(Data section):
________________________________________

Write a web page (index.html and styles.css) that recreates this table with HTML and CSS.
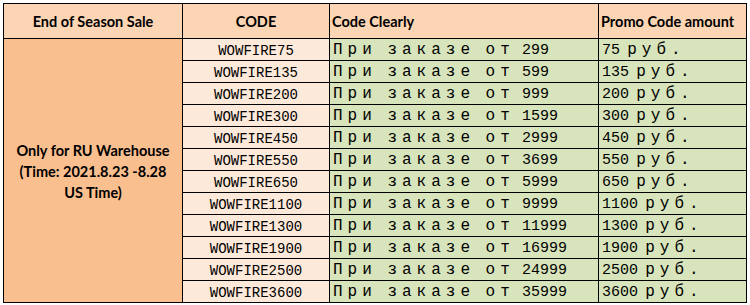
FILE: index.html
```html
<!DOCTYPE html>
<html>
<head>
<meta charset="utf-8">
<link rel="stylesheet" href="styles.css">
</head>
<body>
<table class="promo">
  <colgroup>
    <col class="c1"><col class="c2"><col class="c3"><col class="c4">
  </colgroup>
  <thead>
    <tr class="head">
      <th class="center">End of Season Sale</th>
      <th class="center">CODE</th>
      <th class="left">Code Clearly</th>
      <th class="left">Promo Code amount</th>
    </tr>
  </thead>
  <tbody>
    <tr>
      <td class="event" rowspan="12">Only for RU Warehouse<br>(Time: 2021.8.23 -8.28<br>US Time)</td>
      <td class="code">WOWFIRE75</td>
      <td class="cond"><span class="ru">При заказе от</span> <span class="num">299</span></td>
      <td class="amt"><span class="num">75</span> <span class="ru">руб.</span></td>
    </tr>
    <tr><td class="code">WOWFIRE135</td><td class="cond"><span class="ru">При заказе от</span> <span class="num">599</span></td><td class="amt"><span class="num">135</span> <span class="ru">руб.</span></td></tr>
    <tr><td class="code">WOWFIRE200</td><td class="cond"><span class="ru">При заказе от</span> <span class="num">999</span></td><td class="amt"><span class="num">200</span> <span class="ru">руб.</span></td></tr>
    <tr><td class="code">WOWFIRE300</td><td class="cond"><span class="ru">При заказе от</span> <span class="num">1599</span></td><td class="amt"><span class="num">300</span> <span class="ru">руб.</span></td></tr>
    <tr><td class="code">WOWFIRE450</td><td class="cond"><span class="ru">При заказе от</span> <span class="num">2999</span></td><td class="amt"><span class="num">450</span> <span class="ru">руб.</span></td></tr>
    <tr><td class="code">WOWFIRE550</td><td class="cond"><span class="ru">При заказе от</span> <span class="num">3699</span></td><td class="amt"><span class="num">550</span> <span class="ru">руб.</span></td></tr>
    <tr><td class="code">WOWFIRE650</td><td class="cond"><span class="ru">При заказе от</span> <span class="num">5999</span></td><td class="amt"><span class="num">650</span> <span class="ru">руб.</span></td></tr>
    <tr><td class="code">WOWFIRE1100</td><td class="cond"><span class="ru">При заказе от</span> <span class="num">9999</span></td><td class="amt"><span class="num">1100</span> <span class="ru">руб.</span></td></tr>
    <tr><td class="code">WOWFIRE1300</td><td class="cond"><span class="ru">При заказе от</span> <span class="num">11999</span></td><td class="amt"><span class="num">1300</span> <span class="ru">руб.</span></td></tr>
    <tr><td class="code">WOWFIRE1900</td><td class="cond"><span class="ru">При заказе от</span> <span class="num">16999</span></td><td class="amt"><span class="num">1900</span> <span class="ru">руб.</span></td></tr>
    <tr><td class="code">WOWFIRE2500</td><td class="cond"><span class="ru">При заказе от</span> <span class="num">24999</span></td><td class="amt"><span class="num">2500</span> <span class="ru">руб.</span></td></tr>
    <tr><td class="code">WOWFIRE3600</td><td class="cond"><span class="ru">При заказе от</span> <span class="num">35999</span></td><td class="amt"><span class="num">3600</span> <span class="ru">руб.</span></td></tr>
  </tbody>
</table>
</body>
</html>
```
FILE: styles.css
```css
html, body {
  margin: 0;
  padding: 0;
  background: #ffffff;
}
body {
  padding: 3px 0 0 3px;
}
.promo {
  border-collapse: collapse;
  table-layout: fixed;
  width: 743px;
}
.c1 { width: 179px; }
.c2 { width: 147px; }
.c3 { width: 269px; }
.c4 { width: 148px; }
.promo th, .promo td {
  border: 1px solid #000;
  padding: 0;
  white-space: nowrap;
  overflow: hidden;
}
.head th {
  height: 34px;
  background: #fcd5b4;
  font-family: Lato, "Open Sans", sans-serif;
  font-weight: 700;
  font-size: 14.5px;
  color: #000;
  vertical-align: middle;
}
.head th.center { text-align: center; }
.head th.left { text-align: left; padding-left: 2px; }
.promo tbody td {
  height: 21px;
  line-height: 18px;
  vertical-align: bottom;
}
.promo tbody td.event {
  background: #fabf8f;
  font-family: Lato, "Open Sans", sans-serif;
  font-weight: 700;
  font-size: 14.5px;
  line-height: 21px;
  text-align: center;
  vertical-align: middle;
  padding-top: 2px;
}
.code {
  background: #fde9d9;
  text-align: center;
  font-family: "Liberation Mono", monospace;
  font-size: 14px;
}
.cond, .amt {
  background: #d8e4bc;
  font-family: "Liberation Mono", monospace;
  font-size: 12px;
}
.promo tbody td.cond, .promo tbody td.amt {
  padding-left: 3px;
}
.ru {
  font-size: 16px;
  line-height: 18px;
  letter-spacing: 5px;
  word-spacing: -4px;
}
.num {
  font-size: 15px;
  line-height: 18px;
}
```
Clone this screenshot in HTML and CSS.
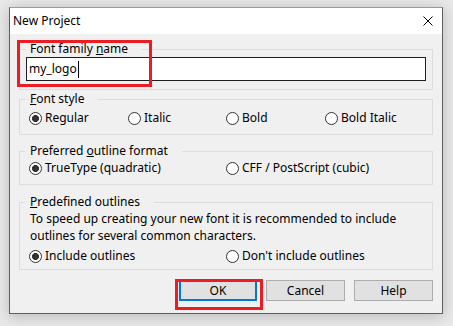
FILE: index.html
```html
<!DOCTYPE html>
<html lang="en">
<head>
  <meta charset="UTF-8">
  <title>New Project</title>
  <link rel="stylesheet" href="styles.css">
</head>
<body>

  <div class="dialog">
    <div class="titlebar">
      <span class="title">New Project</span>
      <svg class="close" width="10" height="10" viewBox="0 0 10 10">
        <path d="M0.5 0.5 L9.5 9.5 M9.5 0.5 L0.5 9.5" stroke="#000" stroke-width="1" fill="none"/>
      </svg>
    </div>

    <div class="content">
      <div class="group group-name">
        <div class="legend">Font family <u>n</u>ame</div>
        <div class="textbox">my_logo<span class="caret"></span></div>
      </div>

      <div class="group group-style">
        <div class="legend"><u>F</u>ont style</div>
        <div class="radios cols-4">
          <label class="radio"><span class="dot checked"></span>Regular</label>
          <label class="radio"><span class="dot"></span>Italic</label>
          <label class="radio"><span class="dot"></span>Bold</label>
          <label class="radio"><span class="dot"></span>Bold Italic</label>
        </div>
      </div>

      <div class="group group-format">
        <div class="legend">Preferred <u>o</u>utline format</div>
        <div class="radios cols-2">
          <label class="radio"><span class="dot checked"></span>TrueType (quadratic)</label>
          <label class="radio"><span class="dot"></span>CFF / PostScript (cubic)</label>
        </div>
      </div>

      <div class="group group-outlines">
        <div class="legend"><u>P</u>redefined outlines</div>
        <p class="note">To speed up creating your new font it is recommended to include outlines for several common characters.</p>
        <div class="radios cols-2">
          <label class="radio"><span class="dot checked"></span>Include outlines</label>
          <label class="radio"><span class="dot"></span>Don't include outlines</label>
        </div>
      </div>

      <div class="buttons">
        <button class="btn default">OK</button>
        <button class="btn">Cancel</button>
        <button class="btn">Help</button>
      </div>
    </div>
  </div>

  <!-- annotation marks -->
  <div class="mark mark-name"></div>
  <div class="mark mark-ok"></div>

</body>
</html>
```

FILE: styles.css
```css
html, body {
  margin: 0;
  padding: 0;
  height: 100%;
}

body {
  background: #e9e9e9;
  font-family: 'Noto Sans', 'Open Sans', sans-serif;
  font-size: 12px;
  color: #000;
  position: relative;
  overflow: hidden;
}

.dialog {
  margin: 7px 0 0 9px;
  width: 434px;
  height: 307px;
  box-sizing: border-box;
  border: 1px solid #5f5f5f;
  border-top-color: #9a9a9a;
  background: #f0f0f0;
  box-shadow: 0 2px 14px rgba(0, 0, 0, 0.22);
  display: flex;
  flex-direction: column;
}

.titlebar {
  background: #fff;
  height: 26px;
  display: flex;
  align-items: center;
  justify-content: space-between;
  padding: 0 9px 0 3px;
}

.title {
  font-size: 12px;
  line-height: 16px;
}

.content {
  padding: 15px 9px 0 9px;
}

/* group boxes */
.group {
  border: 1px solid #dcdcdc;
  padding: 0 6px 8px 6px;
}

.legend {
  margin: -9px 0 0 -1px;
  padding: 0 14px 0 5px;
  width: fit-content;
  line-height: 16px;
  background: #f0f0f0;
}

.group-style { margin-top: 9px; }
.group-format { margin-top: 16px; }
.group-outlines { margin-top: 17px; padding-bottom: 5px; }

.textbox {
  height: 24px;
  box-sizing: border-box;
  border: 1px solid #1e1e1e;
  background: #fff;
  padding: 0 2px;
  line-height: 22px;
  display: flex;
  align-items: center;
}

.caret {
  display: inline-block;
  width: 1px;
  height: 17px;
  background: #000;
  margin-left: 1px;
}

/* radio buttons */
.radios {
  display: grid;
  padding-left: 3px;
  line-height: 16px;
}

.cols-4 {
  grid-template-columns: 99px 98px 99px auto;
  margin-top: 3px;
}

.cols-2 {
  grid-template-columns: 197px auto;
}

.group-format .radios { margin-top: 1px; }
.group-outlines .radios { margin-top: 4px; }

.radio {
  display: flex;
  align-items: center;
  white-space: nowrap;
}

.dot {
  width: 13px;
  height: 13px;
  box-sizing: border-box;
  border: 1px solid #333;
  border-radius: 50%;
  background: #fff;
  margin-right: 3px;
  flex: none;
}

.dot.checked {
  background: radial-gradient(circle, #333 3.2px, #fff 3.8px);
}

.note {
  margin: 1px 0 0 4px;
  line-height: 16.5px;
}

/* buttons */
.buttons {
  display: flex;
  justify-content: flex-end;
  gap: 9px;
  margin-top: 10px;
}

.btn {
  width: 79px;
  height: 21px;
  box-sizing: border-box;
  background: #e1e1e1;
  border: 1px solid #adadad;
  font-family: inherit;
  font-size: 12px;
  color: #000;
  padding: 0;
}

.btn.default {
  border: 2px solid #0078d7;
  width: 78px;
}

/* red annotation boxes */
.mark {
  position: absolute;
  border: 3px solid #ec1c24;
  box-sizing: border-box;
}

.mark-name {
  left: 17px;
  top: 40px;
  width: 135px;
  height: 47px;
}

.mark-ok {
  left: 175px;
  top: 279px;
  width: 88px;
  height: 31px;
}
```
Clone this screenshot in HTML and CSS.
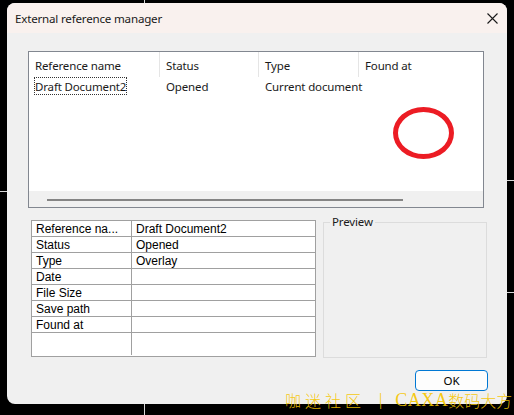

________________________________________

(Your objective):
Identify the lines in the entries that hold "table" and return each one.

(Solved problem):
Write a web page (index.html and styles.css) that recreates this table with HTML and CSS.
<table class="promo">
</table>
  table-layout: fixed;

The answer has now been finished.